Tobe's eyesight is so much more acute than any human's I know that as we wander along he is experiencing it in a way I cannot imagine. Rather as if a geologist or botanist were with us and could with their trained eye spot rock formations or plant communities that tell them a story hidden from the uninitiated.
We stopped to give the hard working animals a break and a snack. Humans can, and do, carry water and treats in their saddlebags. The creatures appreciate a chance to sample the grasses growing wild.
Then I did my stupid thing of the ride.
I had this silly goal of traveling down the Woodland Trail.
We had come up the Las Cruces Trail onto the Hollister Trail, and in previous rides I had seen a trail bisecting the loop that promised a journey through a woodland.
And it looked inviting, being a new trail we hadn't been on.
We needed no more encouragement to go and explore it.
A totally bad idea.
I don't know who ever goes on it but I'm guessing it has been a very long time since any horses or mules went there. Almost every step broke through dirt to squirrel warrens under the trail. It was soft dirt and absolutely riddled with holes, those we could see and many more we created as we collapsed the ceilings of ground squirrel condominiums beneath us.
We came, we saw, we retreated.
Tobe's shadow is flashing the victory sign.
No twisted ankles or broken legs, no need to investigate that trail all the way to the bottom.
From this vantage point we could look across the 101 and see the other part of Gaviota State Park, and the trail up to Gaviota Peak which we have ridden to in the past. That trail is the location of the hot springs, and is the historic terminus of Camino Cielo.
If you look right in the middle of the mountain you can see the zig-zag track of the route from the parking lot to the hot springs and then all the way to the peak.
It is STEEP and exhausting, but an accomplishment to attain.
I think it tires Tobe out just remembering climbing it.
But there was no time to relax.... all the animals alerted to the sound of a motorcycle speeding toward us on the trail.
Totally illegal, whining like a wasp, he came hurtling toward us at 35mph on the dirt trail. All the animals took great offense.
We shouted at him to stop, so he pulled over and the animals passed by, wary and nervous.
I explained that what he was doing was illegal, that bicycles are allowed on these trails but no motorized vehicles are allowed in any State Parks.
That was received with a big "Whatever."
There was no license on the motorcycle and he was in an obscuring helmet, so surely he figured he was able to break the law with impunity.

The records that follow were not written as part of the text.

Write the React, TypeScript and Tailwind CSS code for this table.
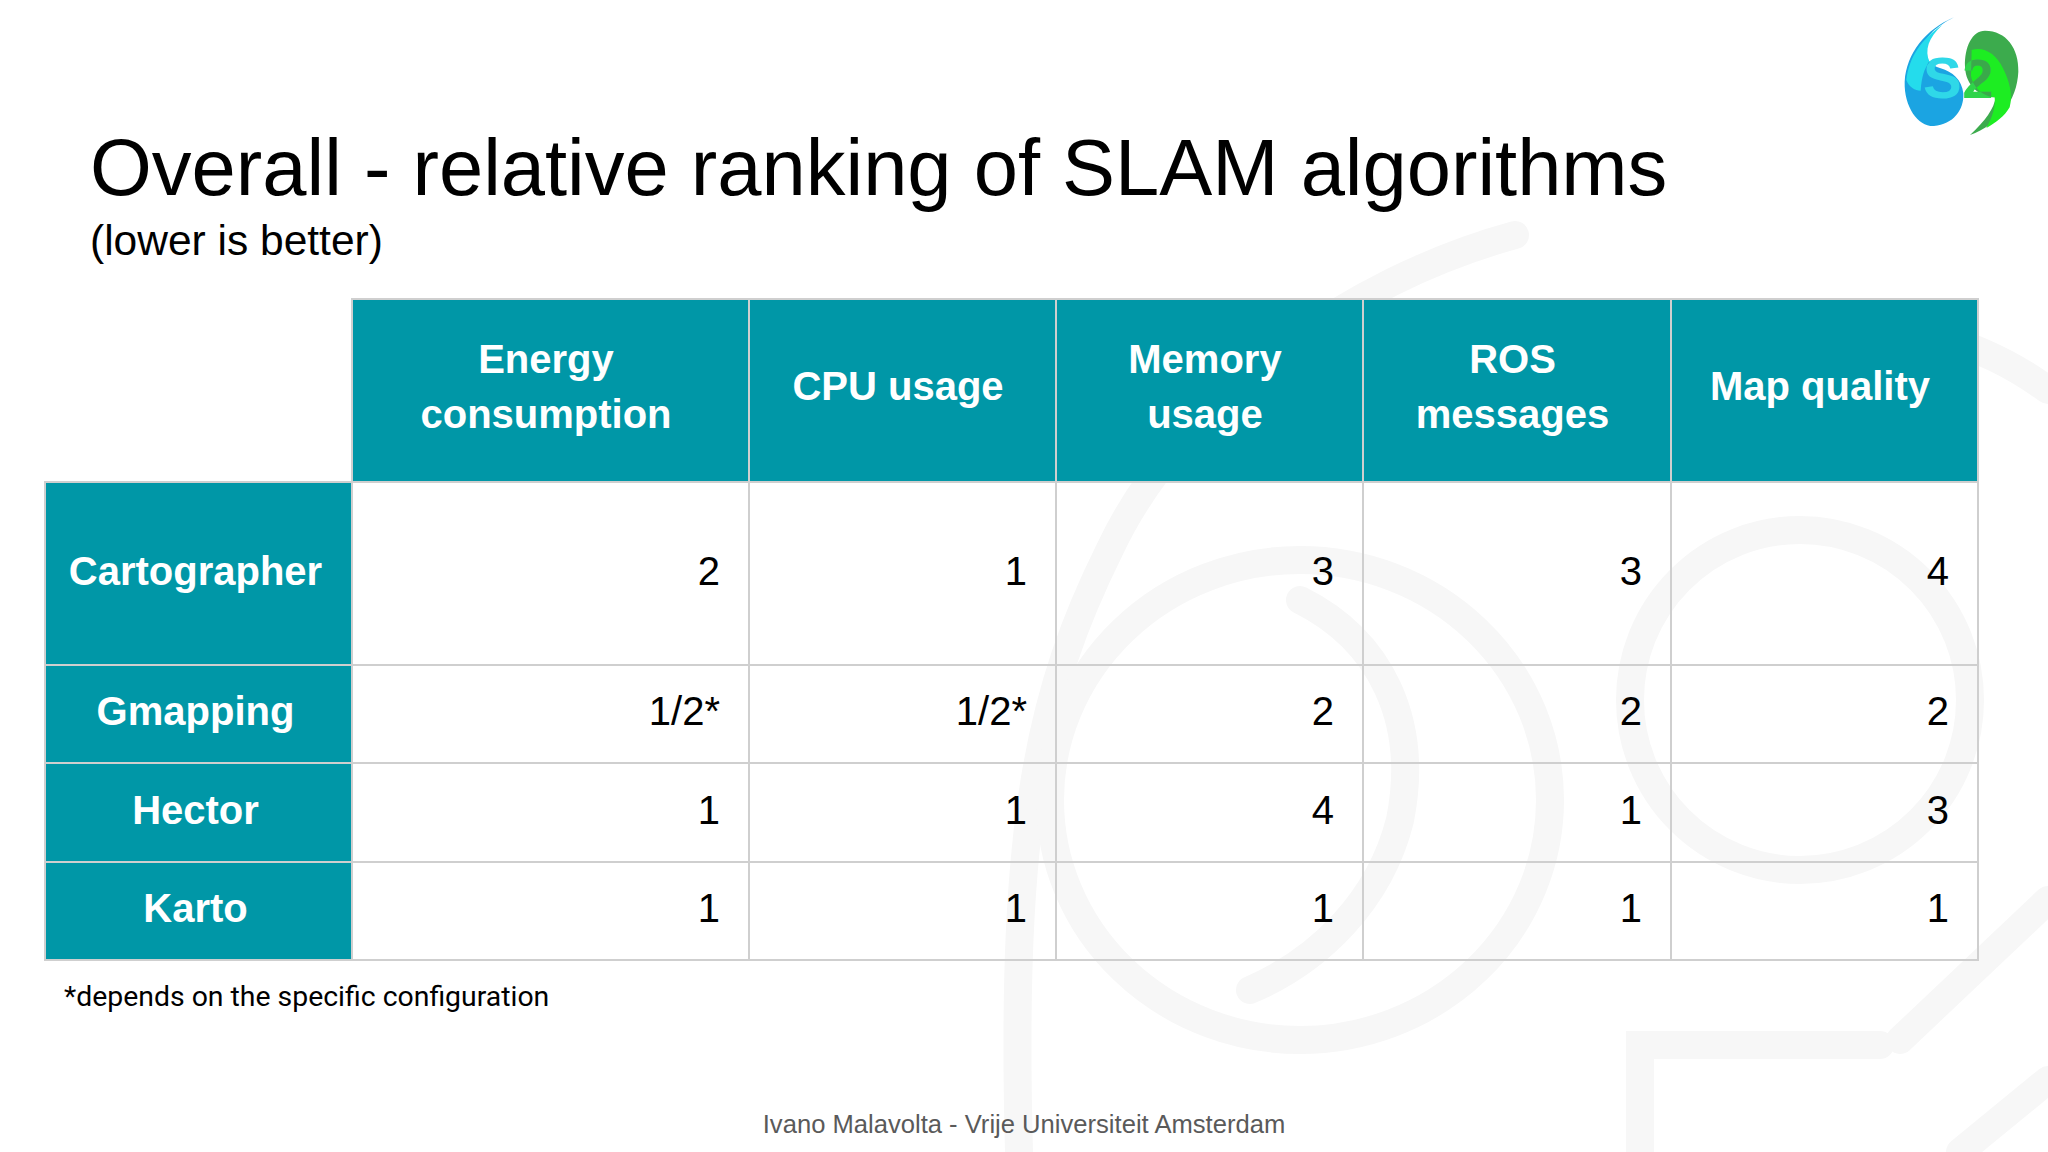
import React from "react";

const HEADERS: React.ReactNode[] = [
  <>Energy<br />consumption</>,
  "CPU usage",
  <>Memory<br />usage</>,
  <>ROS<br />messages</>,
  "Map quality",
];

const ROWS = [
  { name: "Cartographer", height: "h-[183px]", values: ["2", "1", "3", "3", "4"] },
  { name: "Gmapping", height: "h-[98px]", values: ["1/2*", "1/2*", "2", "2", "2"] },
  { name: "Hector", height: "h-[99px]", values: ["1", "1", "4", "1", "3"] },
  { name: "Karto", height: "h-[98px]", values: ["1", "1", "1", "1", "1"] },
];

const COL_WIDTHS = ["w-[307px]", "w-[397px]", "w-[307px]", "w-[307px]", "w-[308px]", "w-[307px]"];

const CYAN_PART =
  "M250,75 C190,115 150,170 142,240 C150,262 168,272 185,272 C188,232 195,205 212,186 C196,152 208,112 250,75 Z";
const BRIGHT_PART =
  "M338,150 C372,138 412,160 432,205 C452,245 462,285 452,322 C436,350 410,368 382,384 C400,352 410,322 407,292 C372,290 342,262 336,228 Z";

function Logo() {
  const font = "Liberation Sans, Arial, sans-serif";
  return (
    <svg
      className="absolute left-[1858px] top-0"
      width={190}
      height={160}
      viewBox="0 0 564 480"
    >
      <defs>
        <clipPath id="cyan-part">
          <path d={CYAN_PART} />
        </clipPath>
        <clipPath id="bright-part">
          <path d={BRIGHT_PART} />
        </clipPath>
      </defs>
      {/* blue drop */}
      <path
        d="M285,52 C200,88 142,160 137,245 C135,322 178,380 225,378 C282,374 316,330 313,280 C309,240 280,215 245,205 C215,195 190,175 192,150 C195,110 235,78 285,52 Z"
        fill="#1ba4e2"
      />
      <path d={CYAN_PART} fill="#24dcec" />
      {/* green drop */}
      <path
        d="M378,92 C442,92 480,145 478,215 C474,302 420,372 333,405 C380,362 405,326 410,292 C360,292 320,255 318,200 C316,140 340,92 378,92 Z"
        fill="#3cab4d"
      />
      <path d={BRIGHT_PART} fill="#1ded22" />
      {/* letters */}
      <text x={192} y={294} fontFamily={font} fontWeight={700} fontSize={174} fill="#2fd8e8">
        S
      </text>
      <g clipPath="url(#cyan-part)">
        <text x={192} y={294} fontFamily={font} fontWeight={700} fontSize={174} fill="#1b9fdc">
          S
        </text>
      </g>
      <text x={310} y={294} fontFamily={font} fontWeight={700} fontSize={168} fill="#2fd44a">
        2
      </text>
      <g clipPath="url(#bright-part)">
        <text x={310} y={294} fontFamily={font} fontWeight={700} fontSize={168} fill="#3aa94a">
          2
        </text>
      </g>
    </svg>
  );
}

function Watermark() {
  return (
    <svg className="absolute inset-0" width={2048} height={1152} viewBox="0 0 2048 1152">
      <g fill="none" stroke="#f7f7f7" strokeWidth={28} strokeLinecap="round">
        <path d="M1515,235 C1350,280 1180,400 1110,549 C1040,690 1010,820 1019,1152" />
        <ellipse cx={1300} cy={800} rx={250} ry={240} />
        <circle cx={1800} cy={700} r={170} />
        <path d="M1640,1152 L1640,1045 L1880,1045" />
        <path d="M1900,1040 L2048,900" />
        <path d="M1960,1152 L2048,1080" />
        <path d="M2048,390 C1980,340 1900,320 1830,330" />
        <path d="M1300,600 C1380,640 1420,720 1400,820 C1380,900 1320,960 1250,990" />
      </g>
    </svg>
  );
}

export default function App() {
  return (
    <div className="relative flex h-[1152px] w-[2048px] flex-col overflow-hidden bg-white font-['Liberation_Sans',Arial,sans-serif] text-black">
      <Watermark />
      <Logo />

      {/* title */}
      <div className="relative flex flex-col pl-[90px] pt-[128px]">
        <h1 className="whitespace-nowrap text-[79.5px] leading-none">
          Overall - relative ranking of SLAM algorithms
        </h1>
        <p className="mt-3 text-[42.5px] leading-none">(lower is better)</p>
      </div>

      {/* table */}
      <div className="relative ml-[44px] mt-9">
        <table className="table-fixed border-collapse">
          <colgroup>
            {COL_WIDTHS.map((w, i) => (
              <col key={i} className={w} />
            ))}
          </colgroup>
          <thead>
            <tr className="h-[183px]">
              <th className="border-0 p-0" />
              {HEADERS.map((h, i) => (
                <th
                  key={i}
                  className="whitespace-nowrap border-2 border-[#cfcfcf] bg-[#0097a7] pb-2 pl-0 pr-[9px] text-center align-middle text-[40px] font-bold leading-[55px] text-white"
                >
                  {h}
                </th>
              ))}
            </tr>
          </thead>
          <tbody>
            {ROWS.map((row) => (
              <tr key={row.name} className={row.height}>
                <td className="border-2 border-[#cfcfcf] bg-[#0097a7] pb-[6px] pl-0 pr-[6px] pt-0 text-center align-middle text-[40px] font-bold leading-none text-white">
                  {row.name}
                </td>
                {row.values.map((v, i) => (
                  <td
                    key={i}
                    className="border-2 border-[#cfcfcf] pb-[6px] pl-0 pr-[28px] pt-0 text-right align-middle text-[40px] leading-none"
                  >
                    {v}
                  </td>
                ))}
              </tr>
            ))}
          </tbody>
        </table>
      </div>

      <p className="relative ml-[64px] mt-[22px] font-['Roboto',sans-serif] text-[28.4px] leading-none">
        *depends on the specific configuration
      </p>

      <p className="relative mt-auto pb-[14px] text-center text-[25.6px] leading-none text-[#5a5a5a]">
        Ivano Malavolta - Vrije Universiteit Amsterdam
      </p>
    </div>
  );
}
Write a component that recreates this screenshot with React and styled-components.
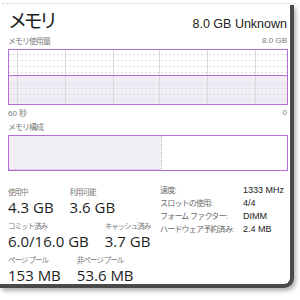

I told him I had his photo and would turn it in to the Authorities.
When he heard that he gunned his engine and roared off, spurring Tobe Mule to jump forward.
I really didn't know who I might report it to, never having had this happen here before, but amazingly as we got back to the trailhead we ran into
the State Park Lifeguard and Ranger. To the rescue, just in time.
We explained our encounter, and he went up the trails searching for the motorized speeder. He said that based on the photo I sent him the motorcycle's ccs were too high, although presently the "electric bicycles" are still being debated in the courts as to whether they will be allowed access on the trails.
We want it kept for hikers, equines and bikes. The bikes scare us enough, we can't contemplate motorcycles!
But no one fell off, we got back to the rigs safely, and the experience of the view of the shimmering sea and a day spent in good company will be the memory we hold dear.